9. CC Sabathia is one of my all-time favorite players — seriously, how can anyone not love that guy? — and watching his resurgence these last few years has been a joy. He looked done from 2013-15. Like done done. Then he reinvented himself as a cutter pitcher and went into last night’s start with a 3.68 ERA (119 ERA+) in 491.1 innings since Opening Day 2016. Roughly 20% better than league average from ages 35-38. That is bonkers. During Sabathia’s start last weekend, Lindsey Adler wondered aloud how many veteran pitchers will get a chance to reinvent themselves in a similar manner, and the answer is not many.

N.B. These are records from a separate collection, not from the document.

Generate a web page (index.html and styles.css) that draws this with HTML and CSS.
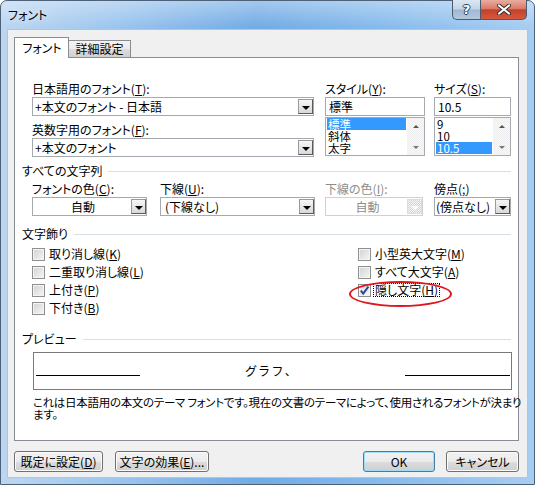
FILE: index.html
```html
<!DOCTYPE html>
<html lang="ja">
<head>
<meta charset="utf-8">
<title>フォント</title>
<link rel="stylesheet" href="styles.css">
</head>
<body>
<div class="window">
  <div class="titlebar">
    <span class="title">フォント</span>
    <div class="controls">
      <span class="btn-help">?</span>
      <span class="btn-close"><svg width="16" height="11" viewBox="0 0 16 11"><path d="M3 1.5 L13 9.5 M13 1.5 L3 9.5" stroke="#3a2a28" stroke-width="4" stroke-linecap="round"/><path d="M3 1.5 L13 9.5 M13 1.5 L3 9.5" stroke="#fff" stroke-width="2.2" stroke-linecap="round"/></svg></span>
    </div>
  </div>
  <div class="client">
    <div class="tabs">
      <span class="tab active">フォント</span>
      <span class="tab">詳細設定</span>
    </div>
    <div class="panel">
      <div class="top-grid indent">
        <div class="field">
          <div class="label">日本語用のフォント(<u>T</u>):</div>
          <div class="combo"><span class="combo-text">+本文のフォント - 日本語</span><span class="drop"></span></div>
          <div class="label gap-6">英数字用のフォント(<u>F</u>):</div>
          <div class="combo"><span class="combo-text">+本文のフォント</span><span class="drop"></span></div>
        </div>
        <div class="field">
          <div class="label">スタイル(<u>Y</u>):</div>
          <div class="textbox">標準</div>
          <div class="list">
            <div class="list-items">
              <div class="item sel">標準</div>
              <div class="item">斜体</div>
              <div class="item">太字</div>
            </div>
            <div class="scroll"><span class="arr up"></span><span class="arr down"></span></div>
          </div>
        </div>
        <div class="field">
          <div class="label">サイズ(<u>S</u>):</div>
          <div class="textbox">10.5</div>
          <div class="list">
            <div class="list-items">
              <div class="item">9</div>
              <div class="item">10</div>
              <div class="item sel">10.5</div>
            </div>
            <div class="scroll"><span class="arr up"></span><span class="arr down"></span></div>
          </div>
        </div>
      </div>

      <div class="group-head h1"><span>すべての文字列</span><i class="rule"></i></div>
      <div class="row-grid indent">
        <div class="field">
          <div class="label">フォントの色(<u>C</u>):</div>
          <div class="combo w-color"><span class="combo-text center">自動</span><span class="drop"></span></div>
        </div>
        <div class="field">
          <div class="label">下線(<u>U</u>):</div>
          <div class="combo w-under"><span class="combo-text pad4">(下線なし)</span><span class="drop"></span></div>
        </div>
        <div class="field">
          <div class="label disabled">下線の色(<u>I</u>):</div>
          <div class="combo w-ucolor off"><span class="combo-text center">自動</span><span class="drop"></span></div>
        </div>
        <div class="field">
          <div class="label">傍点(<u>;</u>)</div>
          <div class="combo w-emph"><span class="combo-text pad2">(傍点なし)</span><span class="drop"></span></div>
        </div>
      </div>

      <div class="group-head h2"><span>文字飾り</span><i class="rule"></i></div>
      <div class="checks indent">
        <div class="check-col left">
          <div class="check"><span class="box"></span><span>取り消し線(<u>K</u>)</span></div>
          <div class="check"><span class="box"></span><span>二重取り消し線(<u>L</u>)</span></div>
          <div class="check"><span class="box"></span><span>上付き(<u>P</u>)</span></div>
          <div class="check"><span class="box"></span><span>下付き(<u>B</u>)</span></div>
        </div>
        <div class="check-col">
          <div class="check"><span class="box"></span><span>小型英大文字(<u>M</u>)</span></div>
          <div class="check"><span class="box"></span><span>すべて大文字(<u>A</u>)</span></div>
          <div class="check marked"><span class="box on"><svg width="11" height="11" viewBox="0 0 11 11"><path d="M1.8 5.6 L4.2 8.6 L9.4 1.6" fill="none" stroke="#2f4a94" stroke-width="2"/></svg></span><span class="focus">隠し文字(<u>H</u>)</span><span class="annot"></span></div>
        </div>
      </div>

      <div class="group-head h3"><span>プレビュー</span><i class="rule"></i></div>
      <div class="preview">
        <i class="pline left"></i>
        <span class="ptext">グラフ、</span>
        <i class="pline right"></i>
      </div>
      <p class="desc">これは日本語用の本文のテーマ フォントです。現在の文書のテーマによって、使用されるフォントが決まり<br>ます。</p>
    </div>

    <div class="footer">
      <div class="btn-group">
        <span class="button w89">既定に設定(<u>D</u>)</span>
        <span class="button w94">文字の効果(<u>E</u>)...</span>
      </div>
      <div class="btn-group g11">
        <span class="button default w72">OK</span>
        <span class="button w73">キャンセル</span>
      </div>
    </div>
  </div>
</div>
</body>
</html>
```

FILE: styles.css
```css
* { box-sizing: border-box; }
html, body { margin: 0; padding: 0; }
body {
  width: 535px;
  height: 485px;
  overflow: hidden;
  background: #fff;
  font-family: "Noto Sans CJK JP", "Noto Sans", sans-serif;
  font-size: 12px;
  line-height: 16px;
  color: #000;
  font-feature-settings: "palt";
}
u { text-decoration: underline; text-underline-offset: 1px; }

.window {
  width: 535px;
  height: 485px;
  border: 1px solid #4d6278;
  border-radius: 7px 7px 0 0;
  background:
    linear-gradient(180deg, rgba(255,255,255,0.35) 0px, rgba(255,255,255,0) 26px),
    linear-gradient(90deg, #bcd6f1 0%, #9cc5ee 22%, #72abe5 48%, #87bbec 72%, #a8cdf2 100%);
  display: flex;
  flex-direction: column;
  padding: 0 6px 6px;
}

/* title bar */
.titlebar {
  height: 28px;
  display: flex;
  justify-content: space-between;
  align-items: flex-start;
  flex: none;
}
.title {
  margin-top: 6px;
  padding-left: 1px;
  text-shadow: 0 0 6px rgba(255,255,255,0.9);
}
.controls {
  display: flex;
  margin-top: -1px;
  margin-right: 1px;
  height: 20px;
}
.btn-help, .btn-close {
  display: flex;
  align-items: center;
  justify-content: center;
  height: 20px;
  border: 1px solid #4a5b70;
  border-top: none;
}
.btn-help {
  width: 28px;
  border-right: none;
  border-radius: 0 0 0 5px;
  background: linear-gradient(180deg, #dbe6f1 0%, #c3d4e6 48%, #9fb8d2 52%, #b3c8dd 100%);
  color: #fff;
  font-family: "DejaVu Sans", sans-serif;
  font-weight: bold;
  font-size: 13px;
  text-shadow: 1px 0 #2e3c4e, -1px 0 #2e3c4e, 0 1px #2e3c4e, 0 -1px #2e3c4e;
}
.btn-close {
  width: 47px;
  border-radius: 0 0 5px 0;
  background: linear-gradient(180deg, #e9ad9f 0%, #d97c66 45%, #c5402a 52%, #d5583f 100%);
}

/* client */
.client {
  flex: 1;
  background: #f0f0f0;
  border: 1px solid #b0c6dc;
  padding: 7px 8px 0 6px;
  display: flex;
  flex-direction: column;
}
.tabs {
  display: flex;
  align-items: flex-end;
  height: 20px;
  flex: none;
  position: relative;
  z-index: 1;
}
.tab {
  height: 17px;
  width: 62px;
  border: 1px solid #898c95;
  border-bottom: none;
  border-left: none;
  text-align: center;
  line-height: 16px;
  background: linear-gradient(180deg, #f3f3f3 0%, #ebebeb 50%, #dddddd 50%, #d0d0d0 100%);
}
.tab.active {
  width: 55px;
  height: 21px;
  margin-bottom: -1px;
  border-left: 1px solid #898c95;
  background: #fff;
  line-height: 20px;
  padding-left: 1px;
}

.panel {
  height: 384px;
  width: 505px;
  background: #fff;
  border: 1px solid #898c95;
  padding: 23px 7px 0 7px;
  flex: none;
}
.indent { margin-left: 10px; }

.label { height: 16px; white-space: nowrap; }
.label.disabled { color: #8d8d8d; }
.gap-6 { margin-top: 6px; }

.top-grid {
  display: grid;
  grid-template-columns: 293px 109px 77px;
}
.top-grid .field:first-child .combo { width: 282px; }
.top-grid .field:nth-child(2) .textbox,
.top-grid .field:nth-child(2) .list { width: 100px; }
.top-grid .field:nth-child(3) .textbox,
.top-grid .field:nth-child(3) .list { width: 77px; }

.combo {
  height: 19px;
  border: 1px solid #a5a9b0;
  background: #fff;
  display: flex;
  align-items: stretch;
}
.combo-text {
  flex: 1;
  padding-left: 2px;
  line-height: 17px;
  white-space: nowrap;
  overflow: hidden;
}
.combo-text.center { text-align: center; }
.combo-text.pad4 { padding-left: 4px; }
.combo-text.pad2 { padding-left: 1px; }
.drop {
  width: 15px;
  margin: 1px 0 1px 0;
  border: 1px solid #9a9a9a;
  border-right-color: #5a5a5a;
  border-bottom-color: #5a5a5a;
  background: linear-gradient(180deg, #f6f6f6, #d9d9d9);
  display: flex;
  align-items: center;
  justify-content: center;
  padding-top: 2px;
}
.drop::after {
  content: "";
  border-left: 4px solid transparent;
  border-right: 4px solid transparent;
  border-top: 4px solid #000;
}
.combo.off { border-color: #cfd1d4; color: #8d8d8d; }
.combo.off .drop {
  border-color: #dcdcdc;
  background: repeating-conic-gradient(#d4d4d4 0 25%, #f6f6f6 0 50%) 0 0 / 2px 2px;
}
.combo.off .drop::after { border-top-color: #fff; }

.textbox {
  height: 19px;
  border: 1px solid #a5a9b0;
  padding-left: 3px;
  line-height: 17px;
}
.list {
  margin-top: 1px;
  height: 39px;
  border: 1px solid #a5a9b0;
  display: flex;
  background: #fff;
}
.list-items { flex: 1; padding: 0 1px; }
.item { height: 12px; line-height: 12px; padding-left: 1px; font-size: 11.5px; }
.item.sel { background: #3399ff; color: #fff; }
.scroll {
  width: 17px;
  background: repeating-conic-gradient(#ececec 0 25%, #fafafa 0 50%) 0 0 / 2px 2px;
  display: flex;
  flex-direction: column;
  justify-content: space-between;
  align-items: center;
  padding: 7px 0 6px;
}
.arr { width: 0; height: 0; border-left: 3px solid transparent; border-right: 3px solid transparent; }
.arr.up { border-bottom: 3px solid #555; }
.arr.down { border-top: 3px solid #777; }

/* group headings */
.group-head {
  display: flex;
  align-items: center;
  height: 16px;
  white-space: nowrap;
}
.group-head .rule {
  flex: 1;
  height: 1px;
  background: #d5dfe5;
  margin-left: 6px;
}
.h1 { margin-top: 6px; }
.h2 { margin-top: 10px; }
.h3 { margin-top: 14px; }

.row-grid {
  margin-top: 2px;
  display: grid;
  grid-template-columns: 128px 165px 109px 77px;
}
.w-color { width: 115px; }
.w-under { width: 155px; }
.w-ucolor { width: 98px; }
.w-emph { width: 77px; }

/* checkboxes */
.checks {
  margin-top: 3px;
  display: flex;
}
.check-col.left { width: 326px; }
.check {
  height: 18px;
  display: flex;
  align-items: center;
  gap: 4px;
  white-space: nowrap;
  position: relative;
}
.box {
  width: 13px;
  height: 13px;
  border: 1px solid #8e8f8f;
  background: linear-gradient(135deg, #d2d2d2 0%, #f6f6f6 100%);
  box-shadow: inset 0 0 0 1px #f4f4f4;
  display: flex;
  align-items: center;
  justify-content: center;
}
.box.on { background: linear-gradient(135deg, #dadfe8 0%, #f8f8f8 100%); }
.focus {
  outline: 1px dotted #000;
  line-height: 12px;
  padding: 0 1px;
  margin-left: -1px;
}
.annot {
  position: absolute;
  left: -9px;
  top: 0;
  width: 103px;
  height: 26px;
  border: 2px solid #e0161e;
  border-radius: 50%;
}

/* preview */
.preview {
  margin: 5px 0 0 11px;
  width: 479px;
  height: 38px;
  border: 1px solid #7a7a7a;
  display: flex;
  align-items: center;
  padding: 0 1px;
}
.pline { display: block; height: 1px; background: #000; margin-top: 8px; }
.pline.left { width: 104px; margin-left: 1px; }
.pline.right { width: 105px; }
.ptext { flex: 1; text-align: center; letter-spacing: 3px; padding-right: 6px; }
.desc {
  margin: 6px 0 0 11px;
  line-height: 12px;
  font-size: 11.5px;
  white-space: nowrap;
  letter-spacing: -0.3px;
}

/* footer buttons */
.footer {
  margin-top: 10px;
  width: 505px;
  display: flex;
  justify-content: space-between;
}
.btn-group { display: flex; gap: 12px; }
.btn-group.g11 { gap: 11px; }
.button {
  height: 21px;
  border: 1px solid #707070;
  border-radius: 3px;
  background: linear-gradient(180deg, #f2f2f2 0%, #ebebeb 50%, #dddddd 50%, #cfcfcf 100%);
  box-shadow: inset 0 0 0 1px #fbfbfb;
  text-align: center;
  line-height: 19px;
  white-space: nowrap;
}
.button.default {
  border-color: #3c7fb1;
  box-shadow: inset 0 0 0 1px #9fdcf8;
}
.w89 { width: 89px; }
.w94 { width: 94px; }
.w72 { width: 72px; }
.w73 { width: 73px; }
```
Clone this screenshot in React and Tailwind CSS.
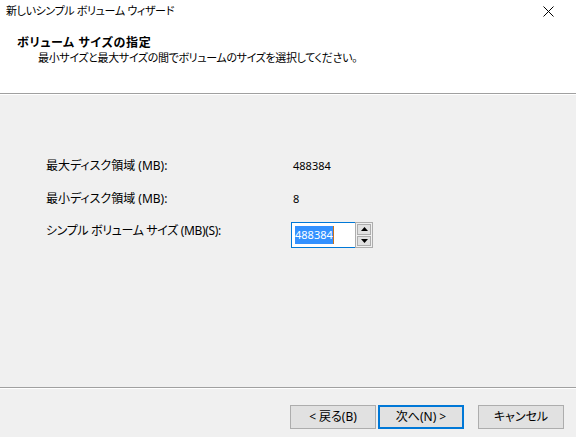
export default function App() {
  const font = {
    fontFamily: '"Noto Sans", "Noto Sans CJK JP", sans-serif',
  };

  return (
    <div
      className="w-[576px] h-[437px] bg-white text-[12px] text-black flex flex-col overflow-hidden [font-feature-settings:'palt']"
      style={font}
    >
      {/* title bar + header */}
      <div className="h-[94px] border-b border-[#a0a0a0] pt-[3px] flex flex-col">
        <div className="flex items-center justify-between pl-[6px] pr-[22px] h-[15px]">
          <span className="leading-[15px] text-[11px] tracking-[-0.35px]">新しいシンプル ボリューム ウィザード</span>
          <svg width="11" height="11" viewBox="0 0 11 11" className="mt-[1px]">
            <path d="M0.5 0.5 L10.5 10.5 M10.5 0.5 L0.5 10.5" stroke="#000" strokeWidth="1" fill="none" />
          </svg>
        </div>
        <div className="mt-[17px] pl-[17px] font-bold leading-[15px] tracking-[0.6px]">ボリューム サイズの指定</div>
        <div className="pl-[38px] leading-[15px] text-[11px] tracking-[-0.35px]">
          最小サイズと最大サイズの間でボリュームのサイズを選択してください。
        </div>
      </div>

      {/* body */}
      <div className="h-[294px] bg-[#f0f0f0] border-t border-white border-b border-b-[#a0a0a0] pt-[61px]">
        <div className="flex flex-col gap-[13px]">
          <div className="flex h-[20px] items-center leading-[20px]">
            <span className="w-[291px] pl-[46px]">最大ディスク領域 (MB):</span>
            <span className="pl-[2px] text-[11px]">488384</span>
          </div>
          <div className="flex h-[20px] items-center leading-[20px]">
            <span className="w-[291px] pl-[46px]">最小ディスク領域 (MB):</span>
            <span className="pl-[2px] text-[11px]">8</span>
          </div>
          <div className="flex h-[26px] items-start">
            <span className="w-[291px] pl-[46px] leading-[20px] -mt-[1px] tracking-[-0.35px]">
              シンプル ボリューム サイズ (MB)(S):
            </span>
            <div className="flex h-[26px] w-[82px] bg-white">
              <div className="flex-1 border border-[#0078d7] border-r-0 flex items-center pl-[3px]">
                <span className="bg-[#3391ff] text-white leading-[18px] h-[18px] text-[11px]">488384</span>
                <span className="w-[1px] h-[18px] bg-[#c9741a]" />
              </div>
              <div className="w-[18px] border border-[#adadad] flex flex-col p-[1px] gap-[1px] bg-[#f0f0f0]">
                <div className="flex-1 border border-[#adadad] bg-[#e1e1e1] flex items-center justify-center">
                  <svg width="7" height="4" viewBox="0 0 7 4"><path d="M3.5 0 L7 4 L0 4 Z" fill="#000" /></svg>
                </div>
                <div className="flex-1 border border-[#adadad] bg-[#e1e1e1] flex items-center justify-center">
                  <svg width="7" height="4" viewBox="0 0 7 4"><path d="M0 0 L7 0 L3.5 4 Z" fill="#000" /></svg>
                </div>
              </div>
            </div>
          </div>
        </div>
      </div>

      {/* footer */}
      <div className="flex-1 bg-[#f0f0f0] border-t border-white pt-[16px] pl-[290px] flex items-start">
        <button className="w-[86px] h-[24px] bg-[#e1e1e1] border border-[#adadad] leading-[22px] text-center">
          &lt; 戻る(B)
        </button>
        <button className="ml-[2px] w-[86px] h-[24px] bg-[#e1e1e1] border-2 border-[#0078d7] leading-[20px] text-center">
          次へ(N) &gt;
        </button>
        <button className="ml-[14px] w-[86px] h-[24px] bg-[#e1e1e1] border border-[#adadad] leading-[22px] text-center">
          キャンセル
        </button>
      </div>
    </div>
  );
}
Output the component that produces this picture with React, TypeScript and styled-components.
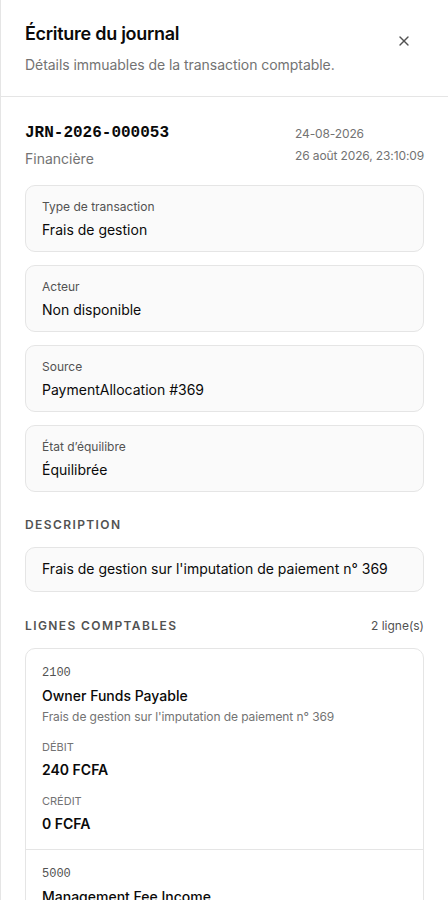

The free agent market is brutal right now, especially for 30-somethings who have shown signs of decline. 2013-15 Sabathia doesn’t get a chance to reinvent himself in 2019. That said, 2013-15 Sabathia probably only received a chance to reinvent himself in 2013-15 because he was already under contract. It’s not like the Yankees re-signed him and gave him a chance. They didn’t have much choice. The point stands though. Veterans no longer get that last chance to adjust like Sabathia did. That’s why guys like James Shields and Yovani Gallardo remain unsigned. No team will give them a chance to figure it out. I’m curious to see what happens with Felix Hernandez. He’s an impending free agent and is clearly no longer the pitcher he was in his prime. He turned only 33 earlier this week though, so he’s not completely over the hill, plus he possesses an elite combination of natural talent and pitchability. Do the Mariners (or another team) give Felix a chance to reinvent himself and carve out a second phase of his career in his mid-to-late-30s, or is this it? That’d be a bummer. Credit Sabathia for reinventing himself the way he did. Not many guys will get the same opportunity.